Improving educational outcomes
Through partnerships with educational institutions, volunteer assignments support the professional development of teachers, vocational education trainers, education managers and administrators. Volunteers support the development of curriculum and assessment processes. By training the teaching staff in the latest teaching methodologies, volunteers help improve the quality of teaching especially in the English Language.
Supporting sustainable livelihoods
Volunteer assignments facilitate sustainable natural resource management and promote effective and sustainable agricultural development in Indonesia. Working with the local organisations, volunteers support the development of new initiatives for organic and sustainable farming.
Work towards good governance
Volunteer assignments support improvements in governance by working in government and non-government organisations with the local staff on strengthening processes and practices. Through training volunteers enhance the capacity of local organisations to increase advocacy in areas like health and gender equality.
As the development challenges faced by Indonesia in the 21st century have changed, so too has AVI’s strategic direction and in-country operations. In meeting these challenges Australian volunteers are now placed in clusters in smaller geographic areas as determined by the local development needs.
In 2004, Australian volunteers responded to the Asian tsunami that devastated the Indonesian province of Aceh. Volunteers helped gather information on the crucial needs of tsunami affected communities and advised relief agencies on aid shipments, security and logistical issues.
Volunteers have worked with government departments and agencies at international, national and local levels.

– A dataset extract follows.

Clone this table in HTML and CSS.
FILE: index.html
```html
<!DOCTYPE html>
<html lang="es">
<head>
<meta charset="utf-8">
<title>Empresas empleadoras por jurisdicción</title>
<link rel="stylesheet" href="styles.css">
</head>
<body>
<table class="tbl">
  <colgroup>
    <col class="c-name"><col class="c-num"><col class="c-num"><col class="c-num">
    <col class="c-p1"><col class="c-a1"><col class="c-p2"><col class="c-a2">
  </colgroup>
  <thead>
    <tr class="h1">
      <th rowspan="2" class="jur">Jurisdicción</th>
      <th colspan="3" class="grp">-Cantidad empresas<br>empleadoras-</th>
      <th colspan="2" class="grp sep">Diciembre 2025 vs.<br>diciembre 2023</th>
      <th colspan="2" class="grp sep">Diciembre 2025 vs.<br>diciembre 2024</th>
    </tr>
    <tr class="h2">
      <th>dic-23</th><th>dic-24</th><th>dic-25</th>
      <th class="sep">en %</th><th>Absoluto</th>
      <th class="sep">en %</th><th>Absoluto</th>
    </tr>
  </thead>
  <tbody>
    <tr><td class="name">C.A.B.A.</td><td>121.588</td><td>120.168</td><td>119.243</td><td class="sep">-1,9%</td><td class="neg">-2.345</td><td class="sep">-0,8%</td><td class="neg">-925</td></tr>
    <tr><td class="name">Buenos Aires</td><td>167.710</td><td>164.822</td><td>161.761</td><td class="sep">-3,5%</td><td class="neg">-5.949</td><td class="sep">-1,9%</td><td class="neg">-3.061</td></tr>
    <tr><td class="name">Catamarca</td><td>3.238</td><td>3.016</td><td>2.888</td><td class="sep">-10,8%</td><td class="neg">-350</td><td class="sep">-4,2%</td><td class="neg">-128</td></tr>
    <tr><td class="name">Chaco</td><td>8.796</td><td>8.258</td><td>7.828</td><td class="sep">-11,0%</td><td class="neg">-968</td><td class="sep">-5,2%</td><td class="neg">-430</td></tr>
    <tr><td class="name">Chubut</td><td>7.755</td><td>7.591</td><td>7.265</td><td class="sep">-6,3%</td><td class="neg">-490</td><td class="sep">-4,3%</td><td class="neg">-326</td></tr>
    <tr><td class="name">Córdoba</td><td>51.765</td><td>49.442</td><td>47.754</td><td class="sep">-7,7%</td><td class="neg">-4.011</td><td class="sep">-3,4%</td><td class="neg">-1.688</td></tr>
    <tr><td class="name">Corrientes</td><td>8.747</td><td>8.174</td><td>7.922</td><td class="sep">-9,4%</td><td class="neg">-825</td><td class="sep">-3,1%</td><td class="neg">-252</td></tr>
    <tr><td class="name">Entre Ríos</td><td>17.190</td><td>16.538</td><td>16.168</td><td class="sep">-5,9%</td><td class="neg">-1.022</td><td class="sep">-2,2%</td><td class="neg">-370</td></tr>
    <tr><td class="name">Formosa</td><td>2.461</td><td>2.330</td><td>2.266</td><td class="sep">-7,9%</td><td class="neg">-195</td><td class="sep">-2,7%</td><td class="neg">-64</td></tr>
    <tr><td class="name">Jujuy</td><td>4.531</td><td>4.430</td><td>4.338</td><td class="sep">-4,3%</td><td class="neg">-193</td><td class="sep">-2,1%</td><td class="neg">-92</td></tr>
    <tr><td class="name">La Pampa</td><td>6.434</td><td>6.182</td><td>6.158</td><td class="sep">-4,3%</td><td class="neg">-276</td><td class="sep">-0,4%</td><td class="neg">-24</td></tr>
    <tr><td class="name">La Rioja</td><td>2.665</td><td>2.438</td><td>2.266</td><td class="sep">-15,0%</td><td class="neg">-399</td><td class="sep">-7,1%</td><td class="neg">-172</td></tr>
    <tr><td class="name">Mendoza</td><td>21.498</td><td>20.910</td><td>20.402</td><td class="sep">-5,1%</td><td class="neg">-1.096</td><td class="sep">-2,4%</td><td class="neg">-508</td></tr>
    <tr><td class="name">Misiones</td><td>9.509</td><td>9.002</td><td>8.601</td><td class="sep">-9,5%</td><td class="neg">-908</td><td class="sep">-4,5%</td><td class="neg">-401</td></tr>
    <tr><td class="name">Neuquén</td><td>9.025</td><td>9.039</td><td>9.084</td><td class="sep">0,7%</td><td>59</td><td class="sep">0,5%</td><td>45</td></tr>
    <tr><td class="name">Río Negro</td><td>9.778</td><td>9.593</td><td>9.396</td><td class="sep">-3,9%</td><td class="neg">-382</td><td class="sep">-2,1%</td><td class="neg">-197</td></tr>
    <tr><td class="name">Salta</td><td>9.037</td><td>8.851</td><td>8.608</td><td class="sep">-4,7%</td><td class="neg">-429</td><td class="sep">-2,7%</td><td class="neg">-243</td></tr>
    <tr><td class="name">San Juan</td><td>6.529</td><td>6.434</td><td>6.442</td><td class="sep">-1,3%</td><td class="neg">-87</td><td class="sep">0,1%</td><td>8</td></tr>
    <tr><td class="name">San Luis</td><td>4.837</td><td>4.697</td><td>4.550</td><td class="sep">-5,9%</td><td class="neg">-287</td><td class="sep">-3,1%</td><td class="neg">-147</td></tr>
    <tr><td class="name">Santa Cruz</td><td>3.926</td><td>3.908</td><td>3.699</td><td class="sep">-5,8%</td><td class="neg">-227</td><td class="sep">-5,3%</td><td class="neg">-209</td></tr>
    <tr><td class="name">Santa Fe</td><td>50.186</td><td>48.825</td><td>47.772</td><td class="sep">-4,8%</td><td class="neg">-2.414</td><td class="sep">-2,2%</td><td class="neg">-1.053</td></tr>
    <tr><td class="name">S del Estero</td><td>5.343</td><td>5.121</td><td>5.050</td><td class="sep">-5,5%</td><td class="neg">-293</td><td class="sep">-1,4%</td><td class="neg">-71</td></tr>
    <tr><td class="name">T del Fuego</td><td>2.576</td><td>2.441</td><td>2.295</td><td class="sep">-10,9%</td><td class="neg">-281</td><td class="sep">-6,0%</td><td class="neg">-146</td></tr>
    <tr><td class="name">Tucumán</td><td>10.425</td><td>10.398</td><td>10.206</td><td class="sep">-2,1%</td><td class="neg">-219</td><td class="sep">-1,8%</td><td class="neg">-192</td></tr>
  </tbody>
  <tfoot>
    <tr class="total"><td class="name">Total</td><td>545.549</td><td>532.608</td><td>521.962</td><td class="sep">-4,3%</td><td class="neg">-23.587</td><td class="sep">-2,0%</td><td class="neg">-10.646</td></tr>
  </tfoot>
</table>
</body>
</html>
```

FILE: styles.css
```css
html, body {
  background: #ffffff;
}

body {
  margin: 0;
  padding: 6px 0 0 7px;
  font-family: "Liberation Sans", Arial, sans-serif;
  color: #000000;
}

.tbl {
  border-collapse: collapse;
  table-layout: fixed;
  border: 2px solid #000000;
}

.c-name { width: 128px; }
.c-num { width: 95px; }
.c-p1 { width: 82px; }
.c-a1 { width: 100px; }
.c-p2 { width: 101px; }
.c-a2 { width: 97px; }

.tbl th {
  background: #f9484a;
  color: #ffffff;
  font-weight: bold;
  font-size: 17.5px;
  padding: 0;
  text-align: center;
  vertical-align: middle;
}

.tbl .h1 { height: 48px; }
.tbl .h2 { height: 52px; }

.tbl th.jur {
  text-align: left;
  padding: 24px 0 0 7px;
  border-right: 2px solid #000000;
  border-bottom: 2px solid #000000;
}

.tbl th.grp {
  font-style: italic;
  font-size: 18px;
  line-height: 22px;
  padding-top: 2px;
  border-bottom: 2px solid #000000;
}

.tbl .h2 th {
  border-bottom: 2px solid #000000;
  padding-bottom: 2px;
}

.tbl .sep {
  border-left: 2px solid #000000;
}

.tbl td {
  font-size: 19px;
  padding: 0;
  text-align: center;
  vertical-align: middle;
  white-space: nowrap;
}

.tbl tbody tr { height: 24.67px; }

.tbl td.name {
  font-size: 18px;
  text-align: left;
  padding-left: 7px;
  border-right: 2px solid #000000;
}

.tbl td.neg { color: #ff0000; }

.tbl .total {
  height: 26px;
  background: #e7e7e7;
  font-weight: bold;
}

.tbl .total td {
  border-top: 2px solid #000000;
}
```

They have also worked with universities, schools and other educational institutions, as well as national and local level non-government (NGO) and civil society organisations.
Statistics sourced from the United Nations Develop Programme (UNDP) Human Development Reports.
Main focus areas
Indonesia has had two decades of rapid economic development. However, the economic growth has been uneven resulting in poverty and unemployment, inadequate infrastructure, corruption and a complex regulatory environment. An estimated 16.2% of the population remain below the poverty line with an increased economic disparity between the rural and urban Indonesia.
Indonesia has almost universal primary enrolment rate. The Indonesian education system is the third largest in the Asian region and fourth largest in the world. However, there is a huge gap in enrolments between the economically disadvantaged and more affluent districts. Key challenges in education include increasing the enrolment of children from low socio-economic backgrounds in junior school along with improving the quality of basic education.
In the last few years, Indonesia has seen significant improvements in health outcomes. Under five mortality rate has declined to 29.3 per 1,000 live births. Similarly, there has been a significant decrease in maternal mortality rate from 620 per 100,000 live births in 1990, to 190 in 2014.
Despite of these improvements, communicable diseases and a growing rate of HIV/AIDS among high-risk groups, pose a great challenge to the country. While the national HIV infection level in Indonesia is low compared to some other countries (0.5 per cent), its large population means there are many Indonesians living with HIV. The impact of HIV/AIDS on the already run down healthcare system is likely to place increased stress on this system in the future.
Indonesia faces numerous environmental challenges. Illegal logging is a major issue for the country. Between 2000-2005, 9.36 million ha was lost due to illegal logging. This was mainly caused due to the increasing global demand of palm oil and timber.
Increasing population and rapid economic development along the coastline is threatening the country’s coastal environment resulting in negative impacts on air quality and public health.